“È una vergogna che Washington, il donor principale nella battaglia contro Ebola, sia diplomaticamente estranea a l’Avana, il più coraggioso contributore. In questo caso, lo scisma ha conseguenze di vita o di morte, poiché gli ufficiali americani e cubani non sono attrezzati per coordinare gli sforzi globali ad alto livello. Ciò dovrebbe servire come urgente promemoria all’amministrazione Obama che i benefici provenienti dal ristabilire rapidamente le relazioni diplomatiche con Cuba sopravanzano di gran lunga gli svantaggi”.
Chi parla non è un pericoloso rivoluzionario, né un nostalgico del comunismo novecentesco. Queste parole sono apparse in un editoriale del New York Times, dal titolo “L’impressionante ruolo di Cuba su ebola“.
Solo pochi giorni fa Fidel Castro in persona aveva annunciato su Granma, l’organo ufficiale d’informazione, l’invio di altri 300 tra medici e infermieri in Guinea e Liberia, oltre ai 165 già presenti in Sierra Leone. Con questo impegno Cuba è di gran lunga il paese con il più cospicuo intervento sanitario diretto nelle regioni flagellate da Ebola, mentre tutti gli altri si limitano a invio di fondi e materiale sanitario.
E ciò, nonostante l’isola caraibica sia da decenni sotto un soffocante embargo e la sua popolazione viva in una povertà dignitosa ma implacabile. Del resto, la sanità cubana è rinomata, tanto che sono molti i capi di stato e i personaggi illustri latinoamericani che negli anni si sono recati a L’Avana per usufruire delle cure di cui necessitavano, da Maradona a Hugo Chavez. E – qualunque cosa si pensi della rivoluzione cubana – resta vero che la popolazione ha accesso universale e gratuito alle cure.

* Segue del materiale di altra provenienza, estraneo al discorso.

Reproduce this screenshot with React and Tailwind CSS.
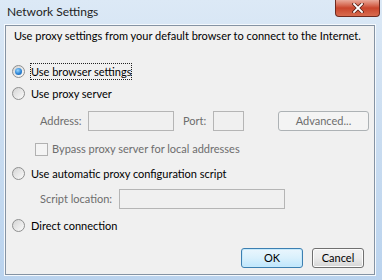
// Boîte de dialogue "Network Settings" — style Windows 7, statique
const font = { fontFamily: 'Lato, "Noto Sans", sans-serif' }

function Radio({ checked }) {
  return (
    <span className="w-[13px] h-[13px] shrink-0 rounded-full border border-[#8e8f8f] bg-gradient-to-br from-[#d4d4d4] to-[#fbfbfb] flex items-center justify-center">
      {checked && (
        <span className="w-[7px] h-[7px] rounded-full bg-[radial-gradient(circle_at_40%_35%,#9ad7ff,#2b83d4_55%,#135aa8)]" />
      )}
    </span>
  )
}

function RadioRow({ label, checked, focused, className }) {
  return (
    <div className={`h-[20px] flex items-center pl-[6px] whitespace-nowrap ${className}`}>
      <Radio checked={checked} />
      <span
        className={`ml-[5px] leading-[15px] border border-dotted ${focused ? 'border-[#222]' : 'border-transparent'}`}
      >
        {label}
      </span>
    </div>
  )
}

function Input({ className }) {
  return <span className={`h-[20px] shrink-0 border border-[#b5b5b5] bg-[#f0f0f0] ${className}`} />
}

export default function App() {
  return (
    <div
      style={font}
      className="w-[382px] h-[280px] flex flex-col bg-gradient-to-b from-[#dce9f6] via-[#c9dcf0] to-[#bad3ee] text-[11px] text-black overflow-hidden"
    >
      {/* barre de titre */}
      <div className="h-[24px] flex items-start">
        <span className="pl-[7px] pt-[3px] leading-[18px] text-[12px] text-[#1e1e1e]">Network Settings</span>
        <div className="ml-auto mr-[2px] w-[45px] h-[17px] rounded-b-[4px] border border-t-0 border-[#6e2a1f] bg-gradient-to-b from-[#e9a99a] via-[#c9452c] to-[#d86b4f] flex items-center justify-center">
          <svg width="12" height="10" viewBox="0 0 12 10">
            <path d="M2 1 L10 9 M10 1 L2 9" stroke="#5a2218" strokeWidth="3.4" strokeLinecap="square" />
            <path d="M2 1 L10 9 M10 1 L2 9" stroke="#ffffff" strokeWidth="1.8" strokeLinecap="square" />
          </svg>
        </div>
      </div>

      {/* zone client */}
      <div className="ml-[4px] w-[372px] h-[252px] border border-[#f5f9fd]">
        <div className="h-full border border-[#8593a3] bg-[#f0f0f0] flex flex-col">
          <div className="h-[20px] leading-[20px] pl-[8px] whitespace-nowrap">
            Use proxy settings from your default browser to connect to the Internet.
          </div>

          <RadioRow className="mt-[15px]" label="Use browser settings" checked focused />
          <RadioRow className="mt-[2px]" label="Use proxy server" />

          {/* adresse / port */}
          <div className="mt-[8px] h-[20px] flex items-center pl-[34px] text-[#6d6d6d] whitespace-nowrap">
            <span className="w-[48px] shrink-0">Address:</span>
            <Input className="w-[86px]" />
            <span className="ml-[9px] w-[30px] shrink-0">Port:</span>
            <Input className="w-[31px]" />
            <span className="ml-[34px] w-[91px] h-[20px] shrink-0 rounded-[3px] border border-[#adb2b5] bg-[#f4f4f4] flex items-center justify-center">
              Advanced...
            </span>
          </div>

          <div className="mt-[8px] h-[20px] flex items-center pl-[29px] text-[#6d6d6d] whitespace-nowrap">
            <span className="w-[13px] h-[13px] shrink-0 border border-[#b1b1b1] bg-[#f4f4f4]" />
            <span className="ml-[4px]">Bypass proxy server for local addresses</span>
          </div>

          <RadioRow className="mt-[4px]" label="Use automatic proxy configuration script" />

          <div className="mt-[6px] h-[20px] flex items-center pl-[34px] text-[#6d6d6d] whitespace-nowrap">
            <span className="w-[79px] shrink-0">Script location:</span>
            <Input className="w-[166px]" />
          </div>

          <RadioRow className="mt-[6px]" label="Direct connection" />

          {/* boutons */}
          <div className="mt-[13px] h-[20px] flex justify-end gap-[9px] pr-[10px]">
            <button className="w-[62px] h-[20px] rounded-[3px] border border-[#3c7fb1] bg-gradient-to-b from-[#eaf6fd] via-[#d9f0fc] to-[#bee6fd] shadow-[inset_0_0_0_1px_#c6e9fb]">
              OK
            </button>
            <button className="w-[52px] h-[20px] rounded-[3px] border border-[#707070] bg-gradient-to-b from-[#f2f2f2] via-[#ebebeb] to-[#d5d5d5] shadow-[inset_0_0_0_1px_#fcfcfc]">
              Cancel
            </button>
          </div>
        </div>
      </div>
    </div>
  )
}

I medici cubani sono spesso in prima linea negli interventi di emergenza anche all’estero (dall’uragano Katrina del 2005 all’epidemia di colera che nel 2010 colpì Haiti dopo il terremoto), ma la pandemia in corso supera di gran lunga le sfide passate.

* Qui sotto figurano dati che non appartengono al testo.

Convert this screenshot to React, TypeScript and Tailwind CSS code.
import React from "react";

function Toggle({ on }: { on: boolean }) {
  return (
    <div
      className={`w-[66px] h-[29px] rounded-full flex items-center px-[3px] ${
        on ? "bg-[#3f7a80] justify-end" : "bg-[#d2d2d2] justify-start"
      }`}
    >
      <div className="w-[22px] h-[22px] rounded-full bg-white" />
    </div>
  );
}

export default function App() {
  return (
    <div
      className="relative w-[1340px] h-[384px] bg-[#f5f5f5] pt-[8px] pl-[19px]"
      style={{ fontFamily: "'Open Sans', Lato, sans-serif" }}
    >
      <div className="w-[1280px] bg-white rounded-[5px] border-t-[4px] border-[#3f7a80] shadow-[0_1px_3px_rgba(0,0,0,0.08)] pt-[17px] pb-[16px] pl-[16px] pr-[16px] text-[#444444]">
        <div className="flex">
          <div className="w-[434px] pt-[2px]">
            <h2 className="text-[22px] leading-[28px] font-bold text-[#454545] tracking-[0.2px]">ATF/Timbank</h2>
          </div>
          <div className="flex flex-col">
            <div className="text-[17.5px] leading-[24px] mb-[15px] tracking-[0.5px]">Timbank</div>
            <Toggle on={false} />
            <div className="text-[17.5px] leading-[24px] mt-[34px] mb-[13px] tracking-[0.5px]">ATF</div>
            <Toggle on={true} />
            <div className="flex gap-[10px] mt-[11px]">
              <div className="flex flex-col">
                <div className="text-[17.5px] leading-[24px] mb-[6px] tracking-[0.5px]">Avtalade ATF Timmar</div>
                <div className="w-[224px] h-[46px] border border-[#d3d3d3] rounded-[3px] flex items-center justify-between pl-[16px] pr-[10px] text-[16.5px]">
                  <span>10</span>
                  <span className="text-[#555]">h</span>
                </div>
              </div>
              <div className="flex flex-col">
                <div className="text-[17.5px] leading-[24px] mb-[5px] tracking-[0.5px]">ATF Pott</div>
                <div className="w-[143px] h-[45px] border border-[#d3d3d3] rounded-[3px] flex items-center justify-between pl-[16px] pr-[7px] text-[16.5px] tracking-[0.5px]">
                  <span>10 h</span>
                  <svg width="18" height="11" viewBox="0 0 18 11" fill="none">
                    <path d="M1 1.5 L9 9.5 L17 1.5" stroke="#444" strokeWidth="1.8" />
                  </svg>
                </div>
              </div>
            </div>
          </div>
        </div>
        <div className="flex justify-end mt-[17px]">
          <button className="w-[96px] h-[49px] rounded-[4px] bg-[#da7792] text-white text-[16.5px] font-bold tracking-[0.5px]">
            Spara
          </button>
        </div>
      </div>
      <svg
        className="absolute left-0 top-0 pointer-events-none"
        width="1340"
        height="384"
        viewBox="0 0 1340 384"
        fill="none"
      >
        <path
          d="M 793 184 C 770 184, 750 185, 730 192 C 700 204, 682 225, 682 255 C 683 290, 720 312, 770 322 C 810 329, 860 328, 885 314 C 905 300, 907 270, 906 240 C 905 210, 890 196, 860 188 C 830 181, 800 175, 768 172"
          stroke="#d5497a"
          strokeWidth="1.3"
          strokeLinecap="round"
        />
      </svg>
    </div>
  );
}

È per questo che l’editoriale del New York Times si spinge a chiedere che gli operatori sanitari cubani che venissero infettati dal virus abbiano accesso al centro di trattamento appositamente costruito dal Pentagono a Monrovia, capitale della Liberia, e anche agli aerei attrezzati per l’evacuazione, proprio perché il rischio che consapevolmente queste persone si assumono va a vantaggio di tutta la comunità internazionale.
Ed è per questo che l’editoriale del quotidiano statunitense conclude richiamando proprio le parole pronunciate da Fidel pochi giorni fa, che invitava Stati Uniti e Cuba a mettere da parte le differenze, almeno temporaneamente, per combattere l’epidemia mortale. “Ha assolutamente ragione”, conclude lapidario il New York Times.
Chissà se queste parole ardite saranno ascoltate. Chissà se l’amministrazione Obama offrirà assistenza ai medici cubani. Chissà se davvero ciò comporterà una ripresa delle relazioni diplomatiche fra i due paesi e la fine dell’embargo che strangola l’isola dal 1960 e che sempre più spesso viene messo in discussione all’interno e all’esterno degli Stati Uniti, come un residuo di un passato ormai sepolto. Ecco, se accadesse tutto ciò, al micidiale killer Ebola sarebbe riuscito un miracolo che nessun altro finora è stato capace di compiere.